BEGIN Dataset records
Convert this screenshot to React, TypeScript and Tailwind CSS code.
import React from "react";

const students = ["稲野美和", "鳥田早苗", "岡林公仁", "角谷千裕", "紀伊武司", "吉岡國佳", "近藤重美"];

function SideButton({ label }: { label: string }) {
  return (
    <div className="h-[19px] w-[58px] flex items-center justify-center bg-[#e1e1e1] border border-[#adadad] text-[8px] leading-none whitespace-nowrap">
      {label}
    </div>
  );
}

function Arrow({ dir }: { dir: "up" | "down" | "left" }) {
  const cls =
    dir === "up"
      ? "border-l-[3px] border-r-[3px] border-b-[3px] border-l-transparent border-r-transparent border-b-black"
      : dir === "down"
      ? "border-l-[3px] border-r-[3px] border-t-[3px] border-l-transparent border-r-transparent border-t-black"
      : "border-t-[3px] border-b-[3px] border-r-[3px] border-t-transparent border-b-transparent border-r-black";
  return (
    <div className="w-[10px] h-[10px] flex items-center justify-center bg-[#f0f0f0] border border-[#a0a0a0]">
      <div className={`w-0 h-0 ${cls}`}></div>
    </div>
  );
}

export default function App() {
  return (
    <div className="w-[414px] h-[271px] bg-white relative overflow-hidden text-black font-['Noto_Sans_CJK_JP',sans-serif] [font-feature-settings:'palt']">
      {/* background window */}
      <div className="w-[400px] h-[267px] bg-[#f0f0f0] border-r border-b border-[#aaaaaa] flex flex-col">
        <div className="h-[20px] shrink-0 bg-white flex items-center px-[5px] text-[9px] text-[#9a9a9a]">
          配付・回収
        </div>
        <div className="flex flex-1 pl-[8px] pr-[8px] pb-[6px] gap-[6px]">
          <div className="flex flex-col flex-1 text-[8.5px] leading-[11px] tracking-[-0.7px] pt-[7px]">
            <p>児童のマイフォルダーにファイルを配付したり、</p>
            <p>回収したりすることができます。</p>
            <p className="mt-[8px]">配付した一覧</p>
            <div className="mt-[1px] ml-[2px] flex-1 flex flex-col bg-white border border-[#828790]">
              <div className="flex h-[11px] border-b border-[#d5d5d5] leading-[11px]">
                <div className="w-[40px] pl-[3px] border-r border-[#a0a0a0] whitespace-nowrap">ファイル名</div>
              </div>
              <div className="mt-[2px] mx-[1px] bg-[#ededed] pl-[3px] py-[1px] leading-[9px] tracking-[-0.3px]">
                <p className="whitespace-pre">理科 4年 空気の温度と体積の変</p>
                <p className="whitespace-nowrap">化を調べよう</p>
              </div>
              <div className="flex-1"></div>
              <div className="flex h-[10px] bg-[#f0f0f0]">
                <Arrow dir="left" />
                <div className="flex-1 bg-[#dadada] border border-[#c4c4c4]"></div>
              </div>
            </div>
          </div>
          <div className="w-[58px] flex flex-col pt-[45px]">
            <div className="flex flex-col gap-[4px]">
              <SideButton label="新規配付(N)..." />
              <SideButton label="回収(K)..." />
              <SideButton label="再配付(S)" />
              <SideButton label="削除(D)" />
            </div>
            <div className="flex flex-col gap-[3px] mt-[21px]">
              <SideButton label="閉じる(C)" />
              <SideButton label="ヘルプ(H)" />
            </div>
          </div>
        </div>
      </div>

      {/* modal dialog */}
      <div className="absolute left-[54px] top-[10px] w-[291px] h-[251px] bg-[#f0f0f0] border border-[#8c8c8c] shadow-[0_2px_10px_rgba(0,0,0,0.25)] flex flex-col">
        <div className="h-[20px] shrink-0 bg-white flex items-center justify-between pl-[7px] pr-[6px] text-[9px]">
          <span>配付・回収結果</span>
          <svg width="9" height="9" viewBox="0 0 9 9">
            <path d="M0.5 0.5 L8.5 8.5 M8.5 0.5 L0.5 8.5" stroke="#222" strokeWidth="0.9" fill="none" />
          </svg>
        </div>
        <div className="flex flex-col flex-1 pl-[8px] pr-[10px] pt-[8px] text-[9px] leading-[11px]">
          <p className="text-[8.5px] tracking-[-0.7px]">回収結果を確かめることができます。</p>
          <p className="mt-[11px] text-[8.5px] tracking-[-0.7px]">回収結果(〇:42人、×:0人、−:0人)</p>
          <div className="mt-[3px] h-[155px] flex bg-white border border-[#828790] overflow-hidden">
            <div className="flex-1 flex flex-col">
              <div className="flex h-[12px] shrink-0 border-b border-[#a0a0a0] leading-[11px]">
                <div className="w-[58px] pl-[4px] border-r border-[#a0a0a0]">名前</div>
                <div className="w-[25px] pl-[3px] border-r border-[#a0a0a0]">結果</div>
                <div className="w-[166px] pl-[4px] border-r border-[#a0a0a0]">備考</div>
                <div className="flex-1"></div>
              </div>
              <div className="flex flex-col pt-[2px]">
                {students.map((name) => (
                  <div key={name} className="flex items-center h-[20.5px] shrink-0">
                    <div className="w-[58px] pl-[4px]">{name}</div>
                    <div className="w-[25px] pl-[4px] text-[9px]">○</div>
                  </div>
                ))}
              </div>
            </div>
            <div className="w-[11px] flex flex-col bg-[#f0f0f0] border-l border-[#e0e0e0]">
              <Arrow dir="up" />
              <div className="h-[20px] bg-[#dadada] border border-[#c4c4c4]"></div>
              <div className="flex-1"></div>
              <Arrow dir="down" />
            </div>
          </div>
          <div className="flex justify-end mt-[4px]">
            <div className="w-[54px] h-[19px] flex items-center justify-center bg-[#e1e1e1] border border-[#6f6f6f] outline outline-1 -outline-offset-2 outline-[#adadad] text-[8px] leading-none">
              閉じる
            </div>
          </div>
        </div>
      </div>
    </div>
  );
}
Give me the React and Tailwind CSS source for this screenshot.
END Dataset records
What the exercise asks:
Write the listing out again, exactly as it reads.

Exercise solution:
Convert this screenshot to React, TypeScript and Tailwind CSS code.
import React from "react";

const students = ["稲野美和", "鳥田早苗", "岡林公仁", "角谷千裕", "紀伊武司", "吉岡國佳", "近藤重美"];

function SideButton({ label }: { label: string }) {
  return (
    <div className="h-[19px] w-[58px] flex items-center justify-center bg-[#e1e1e1] border border-[#adadad] text-[8px] leading-none whitespace-nowrap">
      {label}
    </div>
  );
}

function Arrow({ dir }: { dir: "up" | "down" | "left" }) {
  const cls =
    dir === "up"
      ? "border-l-[3px] border-r-[3px] border-b-[3px] border-l-transparent border-r-transparent border-b-black"
      : dir === "down"
      ? "border-l-[3px] border-r-[3px] border-t-[3px] border-l-transparent border-r-transparent border-t-black"
      : "border-t-[3px] border-b-[3px] border-r-[3px] border-t-transparent border-b-transparent border-r-black";
  return (
    <div className="w-[10px] h-[10px] flex items-center justify-center bg-[#f0f0f0] border border-[#a0a0a0]">
      <div className={`w-0 h-0 ${cls}`}></div>
    </div>
  );
}

export default function App() {
  return (
    <div className="w-[414px] h-[271px] bg-white relative overflow-hidden text-black font-['Noto_Sans_CJK_JP',sans-serif] [font-feature-settings:'palt']">
      {/* background window */}
      <div className="w-[400px] h-[267px] bg-[#f0f0f0] border-r border-b border-[#aaaaaa] flex flex-col">
        <div className="h-[20px] shrink-0 bg-white flex items-center px-[5px] text-[9px] text-[#9a9a9a]">
          配付・回収
        </div>
        <div className="flex flex-1 pl-[8px] pr-[8px] pb-[6px] gap-[6px]">
          <div className="flex flex-col flex-1 text-[8.5px] leading-[11px] tracking-[-0.7px] pt-[7px]">
            <p>児童のマイフォルダーにファイルを配付したり、</p>
            <p>回収したりすることができます。</p>
            <p className="mt-[8px]">配付した一覧</p>
            <div className="mt-[1px] ml-[2px] flex-1 flex flex-col bg-white border border-[#828790]">
              <div className="flex h-[11px] border-b border-[#d5d5d5] leading-[11px]">
                <div className="w-[40px] pl-[3px] border-r border-[#a0a0a0] whitespace-nowrap">ファイル名</div>
              </div>
              <div className="mt-[2px] mx-[1px] bg-[#ededed] pl-[3px] py-[1px] leading-[9px] tracking-[-0.3px]">
                <p className="whitespace-pre">理科 4年 空気の温度と体積の変</p>
                <p className="whitespace-nowrap">化を調べよう</p>
              </div>
              <div className="flex-1"></div>
              <div className="flex h-[10px] bg-[#f0f0f0]">
                <Arrow dir="left" />
                <div className="flex-1 bg-[#dadada] border border-[#c4c4c4]"></div>
              </div>
            </div>
          </div>
          <div className="w-[58px] flex flex-col pt-[45px]">
            <div className="flex flex-col gap-[4px]">
              <SideButton label="新規配付(N)..." />
              <SideButton label="回収(K)..." />
              <SideButton label="再配付(S)" />
              <SideButton label="削除(D)" />
            </div>
            <div className="flex flex-col gap-[3px] mt-[21px]">
              <SideButton label="閉じる(C)" />
              <SideButton label="ヘルプ(H)" />
            </div>
          </div>
        </div>
      </div>

      {/* modal dialog */}
      <div className="absolute left-[54px] top-[10px] w-[291px] h-[251px] bg-[#f0f0f0] border border-[#8c8c8c] shadow-[0_2px_10px_rgba(0,0,0,0.25)] flex flex-col">
        <div className="h-[20px] shrink-0 bg-white flex items-center justify-between pl-[7px] pr-[6px] text-[9px]">
          <span>配付・回収結果</span>
          <svg width="9" height="9" viewBox="0 0 9 9">
            <path d="M0.5 0.5 L8.5 8.5 M8.5 0.5 L0.5 8.5" stroke="#222" strokeWidth="0.9" fill="none" />
          </svg>
        </div>
        <div className="flex flex-col flex-1 pl-[8px] pr-[10px] pt-[8px] text-[9px] leading-[11px]">
          <p className="text-[8.5px] tracking-[-0.7px]">回収結果を確かめることができます。</p>
          <p className="mt-[11px] text-[8.5px] tracking-[-0.7px]">回収結果(〇:42人、×:0人、−:0人)</p>
          <div className="mt-[3px] h-[155px] flex bg-white border border-[#828790] overflow-hidden">
            <div className="flex-1 flex flex-col">
              <div className="flex h-[12px] shrink-0 border-b border-[#a0a0a0] leading-[11px]">
                <div className="w-[58px] pl-[4px] border-r border-[#a0a0a0]">名前</div>
                <div className="w-[25px] pl-[3px] border-r border-[#a0a0a0]">結果</div>
                <div className="w-[166px] pl-[4px] border-r border-[#a0a0a0]">備考</div>
                <div className="flex-1"></div>
              </div>
              <div className="flex flex-col pt-[2px]">
                {students.map((name) => (
                  <div key={name} className="flex items-center h-[20.5px] shrink-0">
                    <div className="w-[58px] pl-[4px]">{name}</div>
                    <div className="w-[25px] pl-[4px] text-[9px]">○</div>
                  </div>
                ))}
              </div>
            </div>
            <div className="w-[11px] flex flex-col bg-[#f0f0f0] border-l border-[#e0e0e0]">
              <Arrow dir="up" />
              <div className="h-[20px] bg-[#dadada] border border-[#c4c4c4]"></div>
              <div className="flex-1"></div>
              <Arrow dir="down" />
            </div>
          </div>
          <div className="flex justify-end mt-[4px]">
            <div className="w-[54px] h-[19px] flex items-center justify-center bg-[#e1e1e1] border border-[#6f6f6f] outline outline-1 -outline-offset-2 outline-[#adadad] text-[8px] leading-none">
              閉じる
            </div>
          </div>
        </div>
      </div>
    </div>
  );
}
Give me the React and Tailwind CSS source for this screenshot.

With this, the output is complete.